About one in five Santa Monica residents lives in a condo. Some own, some rent, some sit on the HOA finance committee, others barely know there is one. None of that matters when the ground shakes. The quake doesn’t check your deed before rattling your dishes. And like it or not, everyone’s future is tied up in the same opaque web of earthquake insurance.

It’s not exactly cocktail-party material. The jargon is thick, the math confusing, and what’s supposed to bring peace of mind often breeds more anxiety. In an HOA, that anxiety compounds: your own financial security is welded to the decisions of people whose names you might not even know.

So the policy sits there, buried in HOA paperwork, ignored until the day it isn’t. That’s the odd bargain of condo life in earthquake country. You live not just on shaky ground, but on shaky agreements, trusting that both will hold when it matters.

The Deductible That Ate L.A.

The trouble begins with the deductible. In most forms of insurance, a deductible is a modest obstacle: five hundred dollars to repair a fender, a thousand to replace a refrigerator that gave up too soon. The numbers sting but do not threaten bankruptcy. Earthquake insurance for condominiums works differently. In the HOA’s earthquake insurance policy, a “ten percent deductible” does not mean ten percent of the damage. It means ten percent of the building’s entire insured value.

A ten-million-dollar building with a ten-percent deductible produces a one-million-dollar bill before the insurer writes its first check. That sum is divided among residents according to the formulas of their HOA, formulas once scanned casually during escrow and since forgotten. The reminder comes after the quake, in the form of a “special assessment.”

Special assessments are democracy’s version of the collection notice. They appear when the HOA board decides (or discovers) that reserves are insufficient and costs must be shared. The logic is sound; the effect is punishing. Residents have little choice but to contribute.
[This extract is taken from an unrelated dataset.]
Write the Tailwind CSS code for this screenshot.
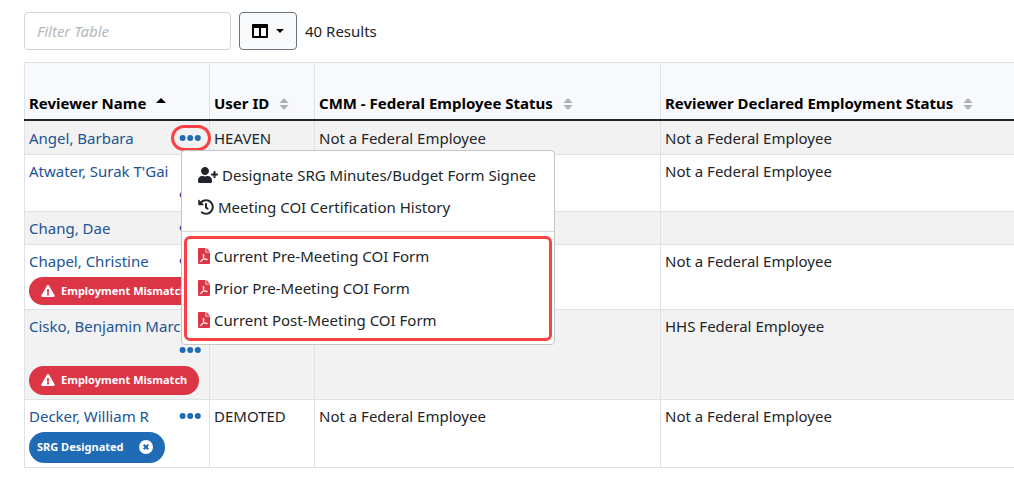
<!DOCTYPE html>
<html lang="en">
<head>
    <meta charset="UTF-8">
    <meta name="viewport" content="width=device-width, initial-scale=1.0">
    <title>Reviewers</title>
    <!-- Tailwind CSS CDN -->
    <script src="https://cdn.jsdelivr.net/npm/@tailwindcss/browser@4"></script>
</head>
<body class="bg-white text-[#212529] text-[15px] leading-6 font-['Noto_Sans',sans-serif] overflow-x-hidden">

    <!-- Shared icons -->
    <svg class="hidden">
        <symbol id="dots" viewBox="0 0 22 6">
            <circle cx="3.600" cy="3" r="3"/><circle cx="11.200" cy="3" r="3"/><circle cx="18.800" cy="3" r="3"/>
        </symbol>
        <symbol id="sort" viewBox="0 0 10 12">
            <path d="M5 0 9.500 5H0.500zM5 12 0.500 7H9.500z"/>
        </symbol>
        <symbol id="warning" viewBox="0 0 576 512">
            <path d="M569.517 440.013C587.975 472.007 564.806 512 527.94 512H48.054c-36.937 0-59.999-40.055-41.577-71.987L246.423 23.985c18.467-32.009 64.72-31.951 83.154 0l239.94 416.028zM288 354c-25.405 0-46 20.595-46 46s20.595 46 46 46 46-20.595 46-46-20.595-46-46-46zm-43.673-165.346l7.418 136c.347 6.364 5.609 11.346 11.982 11.346h48.546c6.373 0 11.635-4.982 11.982-11.346l7.418-136c.375-6.874-5.098-12.654-11.982-12.654h-63.383c-6.884 0-12.356 5.78-11.981 12.654z"/>
        </symbol>
        <symbol id="pdf" viewBox="0 0 12 16">
            <path d="M1 0h6.500v4.500H12V15a1 1 0 0 1-1 1H1a1 1 0 0 1-1-1V1a1 1 0 0 1 1-1zM8.300 0 12 3.700H8.300z"/>
            <path d="M5.400 6.200c.900 0 .600 2 .100 3.400-.700 1.900-1.700 3.800-2.600 4.200-.800.300-1-.600 0-1.300 1.600-1.100 4-1.700 5.600-1.600 1.500.100 1.200 1.200.100.900C7 11.500 5.600 10 5.200 8.300c-.200-1-.200-2.100.200-2.100z" fill="none" stroke="#fff" stroke-width="0.900"/>
        </symbol>
    </svg>

    <main class="pl-6 pt-3">
        <div class="flex items-center gap-2">
            <input type="text" aria-label="Filter Table" placeholder="Filter Table" class="w-[207px] h-[38px] px-3 border border-[#ced4da] rounded bg-white placeholder:italic placeholder:text-[#b5b8bb]">
            <button type="button" aria-label="Columns" class="flex items-center justify-center gap-2 w-[58px] h-[38px] border border-[#6c757d] rounded bg-[#f8f9fa]">
                <svg class="w-4 h-[14px]" viewBox="0 0 16 14"><path fill="#000" fill-rule="evenodd" d="M1 0h14a1 1 0 0 1 1 1v12a1 1 0 0 1-1 1H1a1 1 0 0 1-1-1V1a1 1 0 0 1 1-1zM2 4v8h5V4zM9 4v8h5V4z"/></svg>
                <svg class="w-2 h-1" viewBox="0 0 8 4"><path fill="#000" d="M0 0h8L4 4z"/></svg>
            </button>
            <span>40 Results</span>
        </div>

        <table class="mt-3 w-full table-fixed border-collapse border border-r-0 border-[#dee2e6]">
            <colgroup>
                <col class="w-[185px]">
                <col class="w-[105px]">
                <col class="w-[346px]">
                <col>
            </colgroup>
            <thead class="bg-[#f8f9fc] text-black text-left align-bottom">
                <tr class="h-[57px] border-b-2 border-[#212529]">
                    <th class="px-1 pb-1 border-r border-r-[#dee2e6] whitespace-nowrap">
                        Reviewer Name
                        <svg class="inline-block ml-1.5 mb-2 w-[10px] h-[5px]" viewBox="0 0 10 5"><path d="M5 0l5 5H0z"/></svg>
                    </th>
                    <th class="px-1 pb-1 border-r border-r-[#dee2e6] whitespace-nowrap">
                        User ID
                        <svg class="inline-block ml-1.5 w-[10px] h-3 fill-[#adb0b3]"><use href="#sort"/></svg>
                    </th>
                    <th class="px-1 pb-1 border-r border-r-[#dee2e6] whitespace-nowrap">
                        CMM - Federal Employee Status
                        <svg class="inline-block ml-1.5 w-[10px] h-3 fill-[#adb0b3]"><use href="#sort"/></svg>
                    </th>
                    <th class="px-1 pb-1 whitespace-nowrap">
                        Reviewer Declared Employment Status
                        <svg class="inline-block ml-1.5 w-[10px] h-3 fill-[#adb0b3]"><use href="#sort"/></svg>
                    </th>
                </tr>
            </thead>
            <tbody class="align-top">
                <tr class="bg-[#f2f2f2] border-b border-[#dee2e6]">
                    <td class="p-1 pt-[5px] border-r border-[#dee2e6]">
                        <div class="relative flex flex-wrap justify-between gap-x-3">
                            <a href="#" class="text-[#205493]">Angel, Barbara</a>
                            <button type="button" aria-label="Actions for Angel, Barbara" class="relative flex items-center h-6 px-1">
                                <svg class="w-[22px] h-[6px] fill-[#1f6bb5]"><use href="#dots"/></svg>
                                <span class="absolute -left-1 -right-1.5 -inset-y-px border-3 border-[#fb4144] rounded-full"></span>
                            </button>

                            <!-- Actions menu -->
                            <div class="absolute z-10 top-6 left-[152px] w-[374px] pt-2 pb-[3px] bg-white border border-[#c4c5c7] rounded text-[#212529] whitespace-nowrap">
                                <a href="#" class="flex items-center gap-1 h-8 px-4">
                                    <svg class="w-5 h-4" viewBox="0 0 640 512" fill="currentColor"><path d="M624 208h-64v-64c0-8.800-7.200-16-16-16h-32c-8.800 0-16 7.200-16 16v64h-64c-8.800 0-16 7.200-16 16v32c0 8.800 7.200 16 16 16h64v64c0 8.800 7.200 16 16 16h32c8.800 0 16-7.200 16-16v-64h64c8.800 0 16-7.200 16-16v-32c0-8.800-7.200-16-16-16zm-400 48c70.700 0 128-57.300 128-128S294.700 0 224 0 96 57.300 96 128s57.300 128 128 128zm89.600 32h-16.700c-22.200 10.200-46.900 16-72.900 16s-50.600-5.800-72.900-16h-16.700C60.200 288 0 348.200 0 422.400V464c0 26.500 21.500 48 48 48h352c26.500 0 48-21.500 48-48v-41.600c0-74.200-60.200-134.400-134.400-134.400z"/></svg>
                                    Designate SRG Minutes/Budget Form Signee
                                </a>
                                <a href="#" class="flex items-center gap-1 h-8 px-4">
                                    <svg class="w-4 h-4" viewBox="0 0 512 512" fill="currentColor"><path d="M504 255.531c.253 136.640-111.180 248.372-247.820 248.468-59.015.042-113.223-20.530-155.822-54.911-11.077-8.940-11.905-25.541-1.839-35.607l11.267-11.267c8.609-8.609 22.353-9.551 31.891-1.984C173.062 425.135 212.781 440 256 440c101.705 0 184-82.311 184-184 0-101.705-82.311-184-184-184-48.814 0-93.149 18.969-126.068 49.932l50.754 50.754c10.080 10.080 2.941 27.314-11.313 27.314H24c-8.837 0-16-7.163-16-16V38.627c0-14.254 17.234-21.393 27.314-11.314l49.372 49.372C129.209 34.136 189.552 8 256 8c136.810 0 247.747 110.780 248 247.531zm-180.912 78.784l9.823-12.630c8.138-10.463 6.253-25.542-4.210-33.679L288 256.349V152c0-13.255-10.745-24-24-24h-16c-13.255 0-24 10.745-24 24v135.651l65.409 50.874c10.463 8.137 25.541 6.253 33.679-4.210z"/></svg>
                                    Meeting COI Certification History
                                </a>
                                <hr class="mt-2 mb-1 border-[#d5d7d9]">
                                <div class="mx-[2px] pt-px pb-[2px] border-3 border-[#fb4144] rounded-md">
                                    <a href="#" class="flex items-center gap-1 h-8 px-[11px]">
                                        <svg class="w-3 h-4 fill-[#dc3545]"><use href="#pdf"/></svg>
                                        Current Pre-Meeting COI Form
                                    </a>
                                    <a href="#" class="flex items-center gap-1 h-8 px-[11px]">
                                        <svg class="w-3 h-4 fill-[#dc3545]"><use href="#pdf"/></svg>
                                        Prior Pre-Meeting COI Form
                                    </a>
                                    <a href="#" class="flex items-center gap-1 h-8 px-[11px]">
                                        <svg class="w-3 h-4 fill-[#dc3545]"><use href="#pdf"/></svg>
                                        Current Post-Meeting COI Form
                                    </a>
                                </div>
                            </div>
                        </div>
                    </td>
                    <td class="p-1 pt-[5px] border-r border-[#dee2e6]">HEAVEN</td>
                    <td class="p-1 pt-[5px] border-r border-[#dee2e6]">Not a Federal Employee</td>
                    <td class="p-1 pt-[5px]">Not a Federal Employee</td>
                </tr>
                <tr class="border-b border-[#dee2e6]">
                    <td class="p-1 border-r border-[#dee2e6]">
                        <div class="flex flex-wrap justify-between gap-x-3">
                            <a href="#" class="text-[#205493]">Atwater, Surak T'Gai</a>
                            <button type="button" aria-label="Actions for Atwater, Surak T'Gai" class="flex items-center h-6 px-1 ml-auto">
                                <svg class="w-[22px] h-[6px] fill-[#6f42a1]"><use href="#dots"/></svg>
                            </button>
                        </div>
                    </td>
                    <td class="p-1 border-r border-[#dee2e6]"></td>
                    <td class="p-1 border-r border-[#dee2e6]"></td>
                    <td class="p-1">Not a Federal Employee</td>
                </tr>
                <tr class="bg-[#f2f2f2] border-b border-[#dee2e6]">
                    <td class="p-1 border-r border-[#dee2e6]">
                        <div class="flex flex-wrap justify-between gap-x-3">
                            <a href="#" class="text-[#205493]">Chang, Dae</a>
                            <button type="button" aria-label="Actions for Chang, Dae" class="flex items-center h-6 px-1">
                                <svg class="w-[22px] h-[6px] fill-[#6f42a1]"><use href="#dots"/></svg>
                            </button>
                        </div>
                    </td>
                    <td class="p-1 border-r border-[#dee2e6]"></td>
                    <td class="p-1 border-r border-[#dee2e6]"></td>
                    <td class="p-1"></td>
                </tr>
                <tr class="border-b border-[#dee2e6]">
                    <td class="p-1 border-r border-[#dee2e6]">
                        <div class="flex flex-wrap justify-between gap-x-3">
                            <a href="#" class="text-[#205493]">Chapel, Christine</a>
                            <button type="button" aria-label="Actions for Chapel, Christine" class="flex items-center h-6 px-1">
                                <svg class="w-[22px] h-[6px] fill-[#6f42a1]"><use href="#dots"/></svg>
                            </button>
                        </div>
                        <span class="flex items-center gap-[6px] mt-1 w-[170px] h-7 pl-3 rounded-full bg-[#dc3545] text-white text-[11px] font-bold whitespace-nowrap">
                            <svg class="w-[14px] h-3" fill="currentColor"><use href="#warning"/></svg>
                            Employment Mismatch
                        </span>
                    </td>
                    <td class="p-1 border-r border-[#dee2e6]"></td>
                    <td class="p-1 border-r border-[#dee2e6]"></td>
                    <td class="p-1">Not a Federal Employee</td>
                </tr>
                <tr class="bg-[#f2f2f2] border-b border-[#dee2e6]">
                    <td class="p-1 border-r border-[#dee2e6]">
                        <div class="flex flex-wrap justify-between gap-x-3">
                            <a href="#" class="text-[#205493]">Cisko, Benjamin Marc</a>
                            <button type="button" aria-label="Actions for Cisko, Benjamin Marc" class="flex items-center h-6 px-1 ml-auto">
                                <svg class="w-[22px] h-[6px] fill-[#1f6bb5]"><use href="#dots"/></svg>
                            </button>
                        </div>
                        <span class="flex items-center gap-[6px] mt-1 w-[170px] h-[29px] pl-3 rounded-full bg-[#dc3545] text-white text-[11px] font-bold whitespace-nowrap">
                            <svg class="w-[14px] h-3" fill="currentColor"><use href="#warning"/></svg>
                            Employment Mismatch
                        </span>
                    </td>
                    <td class="p-1 border-r border-[#dee2e6]"></td>
                    <td class="p-1 border-r border-[#dee2e6]"></td>
                    <td class="p-1">HHS Federal Employee</td>
                </tr>
                <tr class="border-b border-[#dee2e6]">
                    <td class="p-1 border-r border-[#dee2e6]">
                        <div class="flex flex-wrap justify-between gap-x-3">
                            <a href="#" class="text-[#205493]">Decker, William R</a>
                            <button type="button" aria-label="Actions for Decker, William R" class="flex items-center h-6 px-1">
                                <svg class="w-[22px] h-[6px] fill-[#1f6bb5]"><use href="#dots"/></svg>
                            </button>
                        </div>
                        <span class="flex items-center justify-between mt-1 w-[136px] h-[31px] pl-2 pr-3 rounded-full bg-[#1f6bb5] text-white text-[11px] font-bold whitespace-nowrap">
                            SRG Designated
                            <button type="button" aria-label="Remove SRG designation">
                                <svg class="w-[14px] h-[14px]" viewBox="0 0 14 14"><circle cx="7" cy="7" r="7" fill="#fff"/><path d="M4.700 4.700l4.600 4.600M9.300 4.700L4.700 9.300" stroke="#1f6bb5" stroke-width="2"/></svg>
                            </button>
                        </span>
                    </td>
                    <td class="p-1 border-r border-[#dee2e6]">DEMOTED</td>
                    <td class="p-1 border-r border-[#dee2e6]">Not a Federal Employee</td>
                    <td class="p-1">Not a Federal Employee</td>
                </tr>
            </tbody>
        </table>
    </main>
</body>
</html>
There is, however, a species of insurance that covers this particular disaster-within-a-disaster: “loss assessment coverage.” It pays the owner’s share of the deductible imposed by the earthquake policy. It is, in other words, insurance for insurance. Without it, the check to cover the deductible comes directly from the homeowner’s account. With it, the account remains intact, though the sense of absurdity deepens.

California has attempted to insert guardrails. The Davis–Stirling Act, which governs common-interest developments, limits special assessments without a membership vote to five percent of the HOA’s annual budget. But earthquake deductibles often exceed budgets. An eight-million-dollar building with a ten-percent deductible can owe eight hundred thousand dollars. Few associations budget at that scale. The result is that repair costs, following a quake, are often subject not to board decision but to membership referendum.

This is governance at its most precarious: a body of traumatized homeowners, some displaced, some financially wounded, asked to vote on whether to repair their homes at extraordinary cost. The alternatives, higher premiums for lower deductibles, lower premiums for higher deductibles, are themselves often political, fought out in HOA meetings where the desire to save now collides with the fear of paying later.

The marketplace complicates things further. Traditional insurers, bound by California regulation, have been retreating from the state’s most volatile markets. In their place are “excess and surplus lines” carriers, out-of-state companies exempt from many ordinary regulatory requirements, permitted to adjust rates at will, not backed by California guarantee funds. They are agile, sometimes the only available option, and sometimes ephemeral. They prefer “best-protected communities,” meaning buildings least likely to collapse. Those in need of protection the most find themselves least able to obtain it.

The net effect is an odd kind of exposure: residents believe themselves covered, but their protection is hedged with caveats, ceilings, and deductibles so large as to resemble fresh liabilities. What appeared as safety sometimes resolves, after the fact, into debt.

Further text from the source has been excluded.